**Required work**
Repeat the material exactly, every line of it.

**Information shown**
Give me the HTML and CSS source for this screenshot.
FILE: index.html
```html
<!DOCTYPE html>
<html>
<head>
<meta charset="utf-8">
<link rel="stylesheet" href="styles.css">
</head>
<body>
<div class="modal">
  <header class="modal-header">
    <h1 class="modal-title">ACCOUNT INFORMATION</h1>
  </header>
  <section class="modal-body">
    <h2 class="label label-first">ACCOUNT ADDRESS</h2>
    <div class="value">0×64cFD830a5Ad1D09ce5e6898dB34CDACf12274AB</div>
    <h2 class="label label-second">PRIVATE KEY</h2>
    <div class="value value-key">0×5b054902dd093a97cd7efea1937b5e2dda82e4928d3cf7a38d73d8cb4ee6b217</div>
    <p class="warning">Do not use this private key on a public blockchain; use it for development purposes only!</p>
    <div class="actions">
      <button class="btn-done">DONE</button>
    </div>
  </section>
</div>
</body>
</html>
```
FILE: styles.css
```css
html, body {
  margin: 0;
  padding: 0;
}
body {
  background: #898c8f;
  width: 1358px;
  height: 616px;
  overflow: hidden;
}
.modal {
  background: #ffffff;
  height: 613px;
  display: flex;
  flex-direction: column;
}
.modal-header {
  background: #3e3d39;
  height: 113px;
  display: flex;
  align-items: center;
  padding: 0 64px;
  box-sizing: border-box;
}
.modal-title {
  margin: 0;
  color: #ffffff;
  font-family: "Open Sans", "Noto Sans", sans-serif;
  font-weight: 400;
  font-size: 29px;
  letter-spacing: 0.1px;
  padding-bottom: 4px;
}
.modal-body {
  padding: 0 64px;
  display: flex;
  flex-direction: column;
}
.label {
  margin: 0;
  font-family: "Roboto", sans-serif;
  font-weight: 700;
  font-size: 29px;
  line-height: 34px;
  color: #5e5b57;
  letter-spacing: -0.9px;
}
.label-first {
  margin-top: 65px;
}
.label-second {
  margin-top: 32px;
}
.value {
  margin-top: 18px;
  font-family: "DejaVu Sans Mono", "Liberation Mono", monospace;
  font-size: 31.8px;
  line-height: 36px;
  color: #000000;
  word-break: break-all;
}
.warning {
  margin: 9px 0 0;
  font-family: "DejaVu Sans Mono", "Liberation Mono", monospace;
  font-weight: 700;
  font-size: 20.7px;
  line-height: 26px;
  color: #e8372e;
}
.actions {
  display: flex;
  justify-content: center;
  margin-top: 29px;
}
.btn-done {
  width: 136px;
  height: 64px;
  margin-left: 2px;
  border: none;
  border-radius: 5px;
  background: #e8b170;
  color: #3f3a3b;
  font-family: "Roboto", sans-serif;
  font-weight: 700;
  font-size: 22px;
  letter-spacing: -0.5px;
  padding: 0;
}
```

**Response to this exercise**
Give me the HTML and CSS source for this screenshot.
FILE: index.html
```html
<!DOCTYPE html>
<html>
<head>
<meta charset="utf-8">
<link rel="stylesheet" href="styles.css">
</head>
<body>
<div class="modal">
  <header class="modal-header">
    <h1 class="modal-title">ACCOUNT INFORMATION</h1>
  </header>
  <section class="modal-body">
    <h2 class="label label-first">ACCOUNT ADDRESS</h2>
    <div class="value">0×64cFD830a5Ad1D09ce5e6898dB34CDACf12274AB</div>
    <h2 class="label label-second">PRIVATE KEY</h2>
    <div class="value value-key">0×5b054902dd093a97cd7efea1937b5e2dda82e4928d3cf7a38d73d8cb4ee6b217</div>
    <p class="warning">Do not use this private key on a public blockchain; use it for development purposes only!</p>
    <div class="actions">
      <button class="btn-done">DONE</button>
    </div>
  </section>
</div>
</body>
</html>
```
FILE: styles.css
```css
html, body {
  margin: 0;
  padding: 0;
}
body {
  background: #898c8f;
  width: 1358px;
  height: 616px;
  overflow: hidden;
}
.modal {
  background: #ffffff;
  height: 613px;
  display: flex;
  flex-direction: column;
}
.modal-header {
  background: #3e3d39;
  height: 113px;
  display: flex;
  align-items: center;
  padding: 0 64px;
  box-sizing: border-box;
}
.modal-title {
  margin: 0;
  color: #ffffff;
  font-family: "Open Sans", "Noto Sans", sans-serif;
  font-weight: 400;
  font-size: 29px;
  letter-spacing: 0.1px;
  padding-bottom: 4px;
}
.modal-body {
  padding: 0 64px;
  display: flex;
  flex-direction: column;
}
.label {
  margin: 0;
  font-family: "Roboto", sans-serif;
  font-weight: 700;
  font-size: 29px;
  line-height: 34px;
  color: #5e5b57;
  letter-spacing: -0.9px;
}
.label-first {
  margin-top: 65px;
}
.label-second {
  margin-top: 32px;
}
.value {
  margin-top: 18px;
  font-family: "DejaVu Sans Mono", "Liberation Mono", monospace;
  font-size: 31.8px;
  line-height: 36px;
  color: #000000;
  word-break: break-all;
}
.warning {
  margin: 9px 0 0;
  font-family: "DejaVu Sans Mono", "Liberation Mono", monospace;
  font-weight: 700;
  font-size: 20.7px;
  line-height: 26px;
  color: #e8372e;
}
.actions {
  display: flex;
  justify-content: center;
  margin-top: 29px;
}
.btn-done {
  width: 136px;
  height: 64px;
  margin-left: 2px;
  border: none;
  border-radius: 5px;
  background: #e8b170;
  color: #3f3a3b;
  font-family: "Roboto", sans-serif;
  font-weight: 700;
  font-size: 22px;
  letter-spacing: -0.5px;
  padding: 0;
}
```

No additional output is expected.